Co-developed-by: Yu Zhang <yu.c.zhang@linux.intel.com>
Signed-off-by: Yu Zhang <yu.c.zhang@linux.intel.com>
Signed-off-by: Chao Peng <chao.p.peng@linux.intel.com>
---
 include/linux/kvm_host.h |  10 ++-
 virt/kvm/kvm_main.c      | 132 ++++++++++++++++++++++++++++++++++++---
 2 files changed, 131 insertions(+), 11 deletions(-)

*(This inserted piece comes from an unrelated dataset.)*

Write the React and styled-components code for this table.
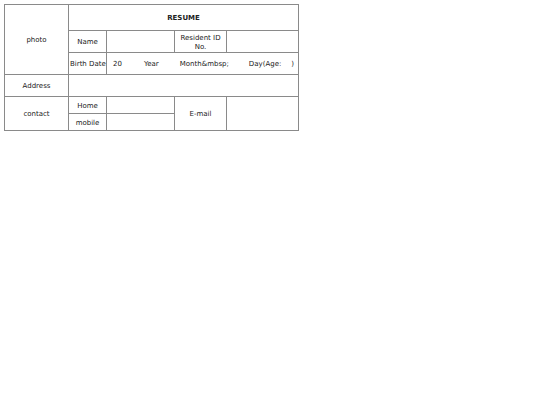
import React from "react";
import styled, { createGlobalStyle } from "styled-components";

const Global = createGlobalStyle`
  html, body { margin: 0; padding: 0; background: #fff; }
  body { font-family: "DejaVu Sans", Verdana, sans-serif; }
`;

const Page = styled.div`
  padding: 4px;
`;

const Table = styled.table`
  border-collapse: collapse;
  width: 294px;
  table-layout: fixed;
  font-family: "DejaVu Sans", Verdana, sans-serif;
  font-size: 7px;
  color: #222;
`;

const Row = styled.tr`
  height: ${(p) => p.$h}px;
`;

const Cell = styled.td`
  border: 1px solid #8a8a8a;
  padding: 2px 1px 0;
  text-align: ${(p) => (p.$left ? "left" : "center")};
  vertical-align: middle;
  font-weight: ${(p) => (p.$bold ? "bold" : "normal")};
  line-height: 9px;
  white-space: nowrap;
`;

const Wrap = styled(Cell)`
  white-space: normal;
`;

const DateLine = styled.div`
  display: flex;
  align-items: center;
  padding-left: 5px;
`;

const DatePart = styled.span`
  margin-left: ${(p) => p.$gap || 0}px;
`;

export default function App() {
  return (
    <>
      <Global />
      <Page>
        <Table>
          <colgroup>
            <col style={{ width: 64 }} />
            <col style={{ width: 38 }} />
            <col style={{ width: 68 }} />
            <col style={{ width: 52 }} />
            <col style={{ width: 72 }} />
          </colgroup>
          <tbody>
            <Row $h={26}>
              <Cell rowSpan={3}>photo</Cell>
              <Cell colSpan={4} $bold>RESUME</Cell>
            </Row>
            <Row $h={22}>
              <Cell>Name</Cell>
              <Cell />
              <Wrap>Resident ID No.</Wrap>
              <Cell />
            </Row>
            <Row $h={22}>
              <Cell>Birth Date</Cell>
              <Cell colSpan={3} $left>
                <DateLine>
                  <DatePart>20</DatePart>
                  <DatePart $gap={22}>Year</DatePart>
                  <DatePart $gap={21}>Month&amp;mbsp;</DatePart>
                  <DatePart $gap={20}>Day(Age:</DatePart>
                  <DatePart $gap={10}>)</DatePart>
                </DateLine>
              </Cell>
            </Row>
            <Row $h={22}>
              <Cell>Address</Cell>
              <Cell colSpan={4} />
            </Row>
            <Row $h={17}>
              <Cell rowSpan={2}>contact</Cell>
              <Cell>Home</Cell>
              <Cell />
              <Cell rowSpan={2}>E-mail</Cell>
              <Cell rowSpan={2} />
            </Row>
            <Row $h={17}>
              <Cell>mobile</Cell>
              <Cell />
            </Row>
          </tbody>
        </Table>
      </Page>
    </>
  );
}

diff --git a/include/linux/kvm_host.h b/include/linux/kvm_host.h
index b0a7910505ed..00efb4b96bc7 100644
--- a/include/linux/kvm_host.h
+++ b/include/linux/kvm_host.h
@@ -246,7 +246,7 @@ bool kvm_setup_async_pf(struct kvm_vcpu *vcpu, gpa_t cr2_or_gpa,
 int kvm_async_pf_wakeup_all(struct kvm_vcpu *vcpu);
 #endif
 
-#ifdef KVM_ARCH_WANT_MMU_NOTIFIER
+#if defined(KVM_ARCH_WANT_MMU_NOTIFIER) || defined(CONFIG_MEMFILE_NOTIFIER)
 struct kvm_gfn_range {
 	struct kvm_memory_slot *slot;
 	gfn_t start;
@@ -577,6 +577,7 @@ struct kvm_memory_slot {
 	struct file *private_file;
 	loff_t private_offset;
 	struct memfile_notifier notifier;
+	struct kvm *kvm;
 };
 
 static inline bool kvm_slot_is_private(const struct kvm_memory_slot *slot)

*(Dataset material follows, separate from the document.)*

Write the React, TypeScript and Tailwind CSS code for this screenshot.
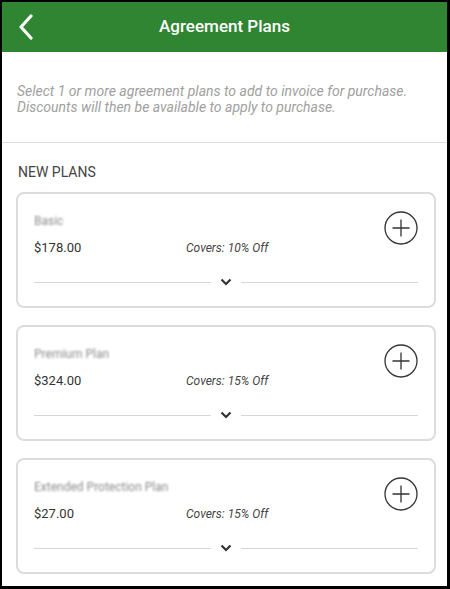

@@ -769,9 +770,13 @@ struct kvm {
 	struct hlist_head irq_ack_notifier_list;
 #endif
 
+#if (defined(CONFIG_MMU_NOTIFIER) && defined(KVM_ARCH_WANT_MMU_NOTIFIER)) ||\
+	defined(CONFIG_MEMFILE_NOTIFIER)
+	unsigned long mmu_notifier_seq;
+#endif
+
 #if defined(CONFIG_MMU_NOTIFIER) && defined(KVM_ARCH_WANT_MMU_NOTIFIER)

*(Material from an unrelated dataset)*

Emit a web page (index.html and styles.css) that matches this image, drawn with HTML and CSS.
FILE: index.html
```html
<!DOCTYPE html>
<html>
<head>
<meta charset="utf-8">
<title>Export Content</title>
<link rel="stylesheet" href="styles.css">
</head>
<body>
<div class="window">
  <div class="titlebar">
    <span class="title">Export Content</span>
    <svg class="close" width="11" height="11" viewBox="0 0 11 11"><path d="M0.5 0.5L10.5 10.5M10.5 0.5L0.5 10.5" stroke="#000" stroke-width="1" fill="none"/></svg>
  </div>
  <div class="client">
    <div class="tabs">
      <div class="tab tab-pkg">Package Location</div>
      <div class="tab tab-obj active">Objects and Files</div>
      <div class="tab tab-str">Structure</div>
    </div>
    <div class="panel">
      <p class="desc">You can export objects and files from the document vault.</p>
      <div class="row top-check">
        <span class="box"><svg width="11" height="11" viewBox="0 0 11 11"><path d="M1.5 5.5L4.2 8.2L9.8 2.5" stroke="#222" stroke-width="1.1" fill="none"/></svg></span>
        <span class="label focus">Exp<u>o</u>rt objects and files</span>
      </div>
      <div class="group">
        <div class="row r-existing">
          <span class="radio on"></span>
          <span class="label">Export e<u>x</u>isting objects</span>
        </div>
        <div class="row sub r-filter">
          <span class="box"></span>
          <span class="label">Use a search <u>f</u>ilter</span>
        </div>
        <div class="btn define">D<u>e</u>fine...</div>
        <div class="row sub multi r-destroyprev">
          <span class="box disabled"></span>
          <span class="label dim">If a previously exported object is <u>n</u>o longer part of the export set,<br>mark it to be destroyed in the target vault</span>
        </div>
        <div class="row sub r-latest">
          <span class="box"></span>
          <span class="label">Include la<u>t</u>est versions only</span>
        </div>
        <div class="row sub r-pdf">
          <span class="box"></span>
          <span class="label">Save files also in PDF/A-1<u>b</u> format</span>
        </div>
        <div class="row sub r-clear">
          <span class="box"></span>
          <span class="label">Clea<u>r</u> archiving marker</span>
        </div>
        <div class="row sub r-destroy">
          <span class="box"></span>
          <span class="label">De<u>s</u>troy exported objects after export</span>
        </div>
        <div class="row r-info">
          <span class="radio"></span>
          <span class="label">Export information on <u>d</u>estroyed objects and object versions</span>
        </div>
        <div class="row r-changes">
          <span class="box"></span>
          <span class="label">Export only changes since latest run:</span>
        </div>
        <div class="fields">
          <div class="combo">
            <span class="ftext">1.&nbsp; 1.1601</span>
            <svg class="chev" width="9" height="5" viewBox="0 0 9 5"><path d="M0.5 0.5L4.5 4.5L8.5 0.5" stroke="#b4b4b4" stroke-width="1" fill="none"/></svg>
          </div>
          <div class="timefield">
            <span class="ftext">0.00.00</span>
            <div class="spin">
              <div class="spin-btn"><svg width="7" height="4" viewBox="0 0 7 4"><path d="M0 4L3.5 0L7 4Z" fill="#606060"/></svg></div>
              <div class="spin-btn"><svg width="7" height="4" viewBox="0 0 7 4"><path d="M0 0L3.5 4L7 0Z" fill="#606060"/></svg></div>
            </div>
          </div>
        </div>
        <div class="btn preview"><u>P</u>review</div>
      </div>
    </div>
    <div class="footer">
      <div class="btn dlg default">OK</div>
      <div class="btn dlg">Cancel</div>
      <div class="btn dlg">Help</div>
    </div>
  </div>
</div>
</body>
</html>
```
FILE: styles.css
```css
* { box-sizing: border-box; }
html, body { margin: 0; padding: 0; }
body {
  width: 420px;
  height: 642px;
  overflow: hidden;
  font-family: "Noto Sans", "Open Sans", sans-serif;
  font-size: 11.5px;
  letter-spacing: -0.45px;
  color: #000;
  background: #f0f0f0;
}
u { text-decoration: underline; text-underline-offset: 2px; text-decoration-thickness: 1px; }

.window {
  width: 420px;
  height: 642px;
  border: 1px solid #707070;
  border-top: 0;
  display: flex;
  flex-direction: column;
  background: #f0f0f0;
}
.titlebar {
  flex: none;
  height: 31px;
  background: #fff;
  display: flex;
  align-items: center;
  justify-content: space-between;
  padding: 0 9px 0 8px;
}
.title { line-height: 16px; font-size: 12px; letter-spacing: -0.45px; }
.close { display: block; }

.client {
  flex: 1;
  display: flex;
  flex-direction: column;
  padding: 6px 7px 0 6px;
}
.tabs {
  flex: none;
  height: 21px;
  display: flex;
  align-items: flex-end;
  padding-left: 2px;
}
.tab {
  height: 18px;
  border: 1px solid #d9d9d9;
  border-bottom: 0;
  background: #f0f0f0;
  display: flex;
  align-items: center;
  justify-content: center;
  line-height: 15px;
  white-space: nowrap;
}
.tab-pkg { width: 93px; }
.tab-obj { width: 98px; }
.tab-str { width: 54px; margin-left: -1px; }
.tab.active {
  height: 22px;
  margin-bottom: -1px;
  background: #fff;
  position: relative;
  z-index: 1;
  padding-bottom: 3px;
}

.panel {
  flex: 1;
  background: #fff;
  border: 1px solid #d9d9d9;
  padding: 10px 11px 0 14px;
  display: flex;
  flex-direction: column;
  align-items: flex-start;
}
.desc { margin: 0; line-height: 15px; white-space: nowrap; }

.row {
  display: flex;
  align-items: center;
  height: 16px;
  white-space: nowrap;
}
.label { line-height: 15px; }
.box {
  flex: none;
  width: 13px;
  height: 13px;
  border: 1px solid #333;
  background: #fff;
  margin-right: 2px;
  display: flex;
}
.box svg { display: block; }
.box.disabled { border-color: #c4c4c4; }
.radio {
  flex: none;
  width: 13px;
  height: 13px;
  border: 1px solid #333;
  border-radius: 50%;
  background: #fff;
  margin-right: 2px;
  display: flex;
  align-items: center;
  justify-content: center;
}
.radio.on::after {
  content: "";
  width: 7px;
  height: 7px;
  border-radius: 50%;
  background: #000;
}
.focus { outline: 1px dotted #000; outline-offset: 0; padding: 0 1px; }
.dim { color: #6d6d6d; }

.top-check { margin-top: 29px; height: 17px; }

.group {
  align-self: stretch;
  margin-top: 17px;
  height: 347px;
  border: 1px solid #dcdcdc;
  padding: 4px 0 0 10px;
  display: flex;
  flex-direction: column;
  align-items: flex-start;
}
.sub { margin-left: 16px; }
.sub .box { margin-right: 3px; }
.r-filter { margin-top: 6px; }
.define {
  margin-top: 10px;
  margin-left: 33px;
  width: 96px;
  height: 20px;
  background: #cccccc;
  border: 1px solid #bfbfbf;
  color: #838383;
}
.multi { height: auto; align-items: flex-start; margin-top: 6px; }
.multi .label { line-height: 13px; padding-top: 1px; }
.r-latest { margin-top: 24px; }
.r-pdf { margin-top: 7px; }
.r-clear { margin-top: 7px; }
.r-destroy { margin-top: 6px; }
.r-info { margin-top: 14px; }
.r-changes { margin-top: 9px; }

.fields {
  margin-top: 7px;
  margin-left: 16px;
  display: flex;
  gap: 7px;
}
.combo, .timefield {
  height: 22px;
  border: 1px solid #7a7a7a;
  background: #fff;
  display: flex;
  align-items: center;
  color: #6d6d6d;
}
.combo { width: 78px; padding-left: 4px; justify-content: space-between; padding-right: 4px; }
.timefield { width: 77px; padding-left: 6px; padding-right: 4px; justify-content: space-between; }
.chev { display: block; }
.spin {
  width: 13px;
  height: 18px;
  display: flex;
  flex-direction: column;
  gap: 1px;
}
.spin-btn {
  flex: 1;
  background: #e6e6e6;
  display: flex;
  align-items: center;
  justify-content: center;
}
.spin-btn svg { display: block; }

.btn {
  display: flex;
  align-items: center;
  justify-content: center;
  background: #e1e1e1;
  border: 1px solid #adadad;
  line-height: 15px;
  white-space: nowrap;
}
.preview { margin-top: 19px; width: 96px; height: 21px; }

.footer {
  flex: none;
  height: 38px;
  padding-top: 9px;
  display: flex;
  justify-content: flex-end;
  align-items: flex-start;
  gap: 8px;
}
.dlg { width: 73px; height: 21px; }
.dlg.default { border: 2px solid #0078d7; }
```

 	struct mmu_notifier mmu_notifier;
-	unsigned long mmu_notifier_seq;
 	long mmu_notifier_count;
 	unsigned long mmu_notifier_range_start;
 	unsigned long mmu_notifier_range_end;
@@ -1438,6 +1443,7 @@ bool kvm_arch_dy_has_pending_interrupt(struct kvm_vcpu *vcpu);
 int kvm_arch_post_init_vm(struct kvm *kvm);
 void kvm_arch_pre_destroy_vm(struct kvm *kvm);
 int kvm_arch_create_vm_debugfs(struct kvm *kvm);
+bool kvm_arch_private_mem_supported(struct kvm *kvm);
 
 #ifndef __KVM_HAVE_ARCH_VM_ALLOC
 /*
diff --git a/virt/kvm/kvm_main.c b/virt/kvm/kvm_main.c
index db9d39a2d3a6..f93ac7cdfb53 100644
--- a/virt/kvm/kvm_main.c
+++ b/virt/kvm/kvm_main.c
@@ -843,6 +843,73 @@ static int kvm_init_mmu_notifier(struct kvm *kvm)
 
 #endif /* CONFIG_MMU_NOTIFIER && KVM_ARCH_WANT_MMU_NOTIFIER */
 
+#ifdef CONFIG_HAVE_KVM_PRIVATE_MEM
+static void kvm_private_mem_notifier_handler(struct memfile_notifier *notifier,
+					     pgoff_t start, pgoff_t end)
+{
+	int idx;
+	struct kvm_memory_slot *slot = container_of(notifier,
+						    struct kvm_memory_slot,
+						    notifier);
+	struct kvm_gfn_range gfn_range = {
+		.slot		= slot,
+		.start		= start - (slot->private_offset >> PAGE_SHIFT),
+		.end		= end - (slot->private_offset >> PAGE_SHIFT),
+		.may_block 	= true,
+	};
+	struct kvm *kvm = slot->kvm;
+
+	gfn_range.start = slot->base_gfn + gfn_range.start;
+	gfn_range.end = slot->base_gfn + min((unsigned long)gfn_range.end, slot->npages);
+
+	if (WARN_ON_ONCE(gfn_range.start >= gfn_range.end))
+		return;
+
+	idx = srcu_read_lock(&kvm->srcu);
+	KVM_MMU_LOCK(kvm);
+	if (kvm_unmap_gfn_range(kvm, &gfn_range))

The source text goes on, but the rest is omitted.